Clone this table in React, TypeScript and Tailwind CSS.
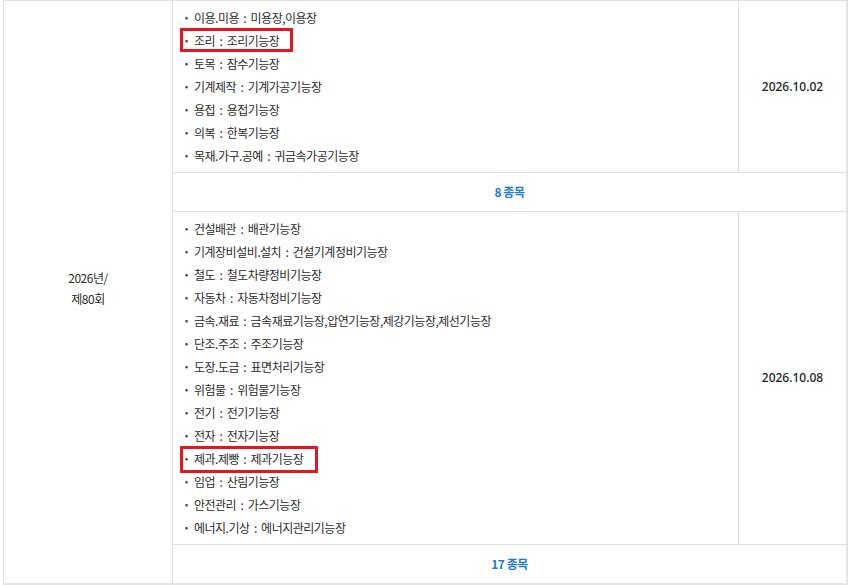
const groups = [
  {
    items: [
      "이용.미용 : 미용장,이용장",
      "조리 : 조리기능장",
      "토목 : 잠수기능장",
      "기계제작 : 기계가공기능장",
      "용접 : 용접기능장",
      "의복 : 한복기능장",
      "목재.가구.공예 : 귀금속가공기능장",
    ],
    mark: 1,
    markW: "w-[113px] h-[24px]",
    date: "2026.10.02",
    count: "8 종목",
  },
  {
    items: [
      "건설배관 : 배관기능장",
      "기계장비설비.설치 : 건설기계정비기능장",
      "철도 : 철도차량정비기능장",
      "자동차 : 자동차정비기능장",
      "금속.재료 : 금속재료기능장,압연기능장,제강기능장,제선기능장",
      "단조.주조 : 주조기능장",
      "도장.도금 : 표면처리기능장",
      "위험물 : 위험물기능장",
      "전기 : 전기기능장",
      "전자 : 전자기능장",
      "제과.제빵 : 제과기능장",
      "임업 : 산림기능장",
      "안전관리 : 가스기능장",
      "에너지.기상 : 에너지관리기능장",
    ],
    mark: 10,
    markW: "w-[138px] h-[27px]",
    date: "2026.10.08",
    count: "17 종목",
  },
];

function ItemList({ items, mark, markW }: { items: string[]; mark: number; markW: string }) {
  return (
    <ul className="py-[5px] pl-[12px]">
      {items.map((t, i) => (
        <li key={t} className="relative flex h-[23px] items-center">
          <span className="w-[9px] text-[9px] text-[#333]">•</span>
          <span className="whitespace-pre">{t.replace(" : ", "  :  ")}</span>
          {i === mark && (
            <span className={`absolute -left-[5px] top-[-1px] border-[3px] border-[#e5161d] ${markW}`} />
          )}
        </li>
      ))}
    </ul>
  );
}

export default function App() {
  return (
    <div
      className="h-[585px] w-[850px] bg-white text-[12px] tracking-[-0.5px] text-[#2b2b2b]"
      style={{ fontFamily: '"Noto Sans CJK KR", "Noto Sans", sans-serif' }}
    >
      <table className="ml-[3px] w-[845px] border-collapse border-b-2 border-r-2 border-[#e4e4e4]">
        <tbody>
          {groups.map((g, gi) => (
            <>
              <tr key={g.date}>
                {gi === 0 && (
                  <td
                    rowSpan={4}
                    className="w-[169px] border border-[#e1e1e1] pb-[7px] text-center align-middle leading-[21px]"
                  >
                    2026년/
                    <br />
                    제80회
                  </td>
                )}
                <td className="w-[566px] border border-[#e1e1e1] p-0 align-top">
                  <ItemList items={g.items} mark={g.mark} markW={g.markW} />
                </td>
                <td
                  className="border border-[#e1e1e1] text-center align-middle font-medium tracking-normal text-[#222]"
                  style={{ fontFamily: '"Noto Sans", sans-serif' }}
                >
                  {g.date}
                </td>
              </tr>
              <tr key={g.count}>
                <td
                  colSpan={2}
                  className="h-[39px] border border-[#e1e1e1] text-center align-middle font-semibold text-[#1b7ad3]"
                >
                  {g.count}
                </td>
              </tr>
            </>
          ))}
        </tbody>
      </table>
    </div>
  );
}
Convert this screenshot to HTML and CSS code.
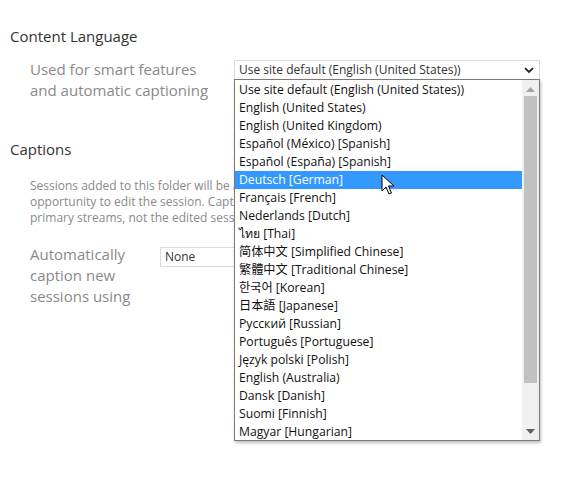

- [Exercise aim]: Reproduce the listing exactly. Leave its pictures out.

- [Exercise result]:
Clone this table in React, TypeScript and Tailwind CSS.
const groups = [
  {
    items: [
      "이용.미용 : 미용장,이용장",
      "조리 : 조리기능장",
      "토목 : 잠수기능장",
      "기계제작 : 기계가공기능장",
      "용접 : 용접기능장",
      "의복 : 한복기능장",
      "목재.가구.공예 : 귀금속가공기능장",
    ],
    mark: 1,
    markW: "w-[113px] h-[24px]",
    date: "2026.10.02",
    count: "8 종목",
  },
  {
    items: [
      "건설배관 : 배관기능장",
      "기계장비설비.설치 : 건설기계정비기능장",
      "철도 : 철도차량정비기능장",
      "자동차 : 자동차정비기능장",
      "금속.재료 : 금속재료기능장,압연기능장,제강기능장,제선기능장",
      "단조.주조 : 주조기능장",
      "도장.도금 : 표면처리기능장",
      "위험물 : 위험물기능장",
      "전기 : 전기기능장",
      "전자 : 전자기능장",
      "제과.제빵 : 제과기능장",
      "임업 : 산림기능장",
      "안전관리 : 가스기능장",
      "에너지.기상 : 에너지관리기능장",
    ],
    mark: 10,
    markW: "w-[138px] h-[27px]",
    date: "2026.10.08",
    count: "17 종목",
  },
];

function ItemList({ items, mark, markW }: { items: string[]; mark: number; markW: string }) {
  return (
    <ul className="py-[5px] pl-[12px]">
      {items.map((t, i) => (
        <li key={t} className="relative flex h-[23px] items-center">
          <span className="w-[9px] text-[9px] text-[#333]">•</span>
          <span className="whitespace-pre">{t.replace(" : ", "  :  ")}</span>
          {i === mark && (
            <span className={`absolute -left-[5px] top-[-1px] border-[3px] border-[#e5161d] ${markW}`} />
          )}
        </li>
      ))}
    </ul>
  );
}

export default function App() {
  return (
    <div
      className="h-[585px] w-[850px] bg-white text-[12px] tracking-[-0.5px] text-[#2b2b2b]"
      style={{ fontFamily: '"Noto Sans CJK KR", "Noto Sans", sans-serif' }}
    >
      <table className="ml-[3px] w-[845px] border-collapse border-b-2 border-r-2 border-[#e4e4e4]">
        <tbody>
          {groups.map((g, gi) => (
            <>
              <tr key={g.date}>
                {gi === 0 && (
                  <td
                    rowSpan={4}
                    className="w-[169px] border border-[#e1e1e1] pb-[7px] text-center align-middle leading-[21px]"
                  >
                    2026년/
                    <br />
                    제80회
                  </td>
                )}
                <td className="w-[566px] border border-[#e1e1e1] p-0 align-top">
                  <ItemList items={g.items} mark={g.mark} markW={g.markW} />
                </td>
                <td
                  className="border border-[#e1e1e1] text-center align-middle font-medium tracking-normal text-[#222]"
                  style={{ fontFamily: '"Noto Sans", sans-serif' }}
                >
                  {g.date}
                </td>
              </tr>
              <tr key={g.count}>
                <td
                  colSpan={2}
                  className="h-[39px] border border-[#e1e1e1] text-center align-middle font-semibold text-[#1b7ad3]"
                >
                  {g.count}
                </td>
              </tr>
            </>
          ))}
        </tbody>
      </table>
    </div>
  );
}
Convert this screenshot to HTML and CSS code.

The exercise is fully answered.